Un livre passionnant de bout en bout

Contrairement à d'autres critiques, je n'ai ressenti aucune longueur. L'art des vrais romanciers, c'est de travailler n'importe quelle matière (ainsi Thierry Haumont avec l'ombre dans Le conservateur des ombres, ce qui est une sorte d'exploit « poétique » au sens étymologique ou encore dans Les peupliers qui est au départ une lettre envoyée  à l'administration nationale par un  fonctionnaire wallon). Et à partir de là, de déployer leur vision.

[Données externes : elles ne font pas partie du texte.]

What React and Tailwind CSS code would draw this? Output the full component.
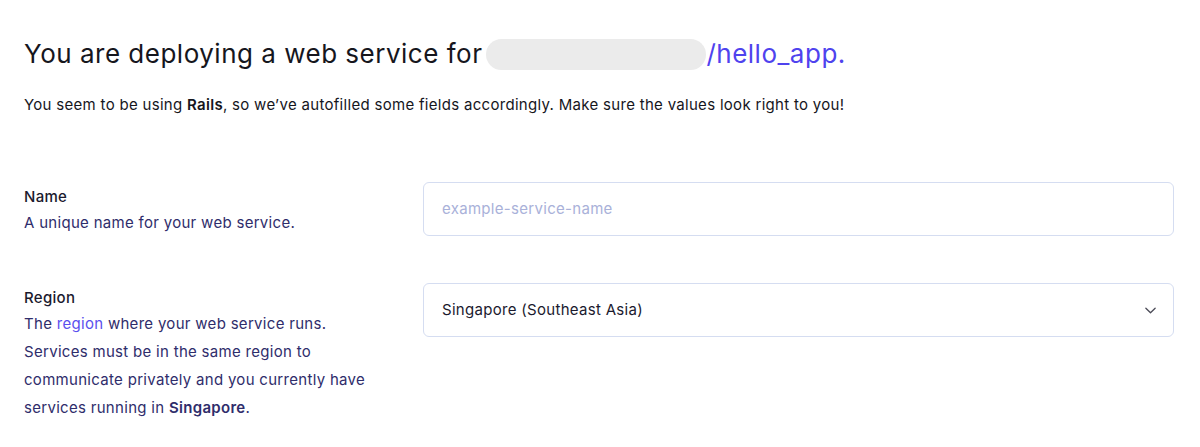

Comme ce passage dans le scénario de sa « performance » où Richard Moors s'écrie : « Les terrils, ce sont nos montagnes. Ces collines vertes autour de la ville sont des amas de déchets du siècle dernier, les restes de l'extraction du charbon et de la sueur des mineurs. La nature a repris ses droits, les arbres poussent là où l'on travaillait jadis. Sans doute que ce sera bientôt la même chose au fond de la vallée. La végétation poussera entre les rails, le lierre s'agrippera aux flancs des citernes rouillées ; les cokeries, les poches de fonte abandonnées le long du fleuve abriteront les araignées, les pigeons et des myriades d'insectes. On peut rêver de transformer tout l'ancien bassin industriel en réserve naturelle, on peut même trouver des fonds européens pour financer un projet pareil, laisser la nature faire son oeuvre, envahir les usines en friche et les fabriques à l'abandon... Mais que fait-on des hommes, dans ce scénario-là ? Qu'est-ce que on leur donne à bouffer ? Les étourneaux qui chient sur les pare-brise sous les marronniers ? Il faut bien du travail si on veut pas crever de faim... » (p.108) Ou encore cette  belle profession d'athéisme de Marie-Ange, celle qui se lie avec celui que j'ai appelé le « vieux Liégeois » dans ce compte rendu : « La mort, c'est tellement courant (...) Elle vient quand ça l'arrange et on fait avec. L'essentiel c'est de bien se rappeler que c'est définitif. Il y a tellement de charlatans qui cherchent à nous embrouiller avec des paradis et des vies éternelles. La vie est si belle, profitons-en, pas la peine de s'encombrer d'une autre par la suite. » (p.202). Cela m'a frappé dans la mesure où l'on retrouve à chaque page cette exclamation  - « La vie est belle ! » - dans les écrits d'Etty Hillesum, une beauté ici, mystique (mysticisme déroutant),  sans cesse opposée à l'autre vie qui va venir - l'Enfer -  en raison de l'imminence de l'extermination génocidaire.

Il y a donc dans ce récit  la saisie d'un monde qui n'est pas que local, mais simplement la face liégeoise du Monde, la nôtre  parce que si proche, ce qui nous rassure sur le poids humain de notre expérience, car nous savons qu'elle rejoint l'expérience universelle puisque, autrement, un très grand écrivain n'en aurait pas écrit, pleuré ni ri. Et ce qui agrandit aussi cette expérience, lui donne plus de force et de dignité. On le sait, « tous les pays privés de légende sont condamnés à mourir de froid ». Merci à Nicolas Ancion. 4

 


  1. 1. Voir les notes de  Critique : "Au dos de nos images" (Luc Dardenne)
  2. 2. Voir le passage plus long dont ce dialogue est extrait: Qu'est-ce que la télé ? (Nicolas Ancion)
  3. 3. dans Critique de l'existence capitaliste, Cerf, Paris, 2007.
  4. 4.  Simenon est aussi présent dans ce livre, et aussi le Carolo Jean-Jacques Rousseau, personnages de notre scène culturelle auxquels j'aimerais bien ajouter, parmi tant d'autres André-Joseph Dubois avec ses romans parus chez Balland, L'oeil de la mouche, et L'homme qui aimait le monde.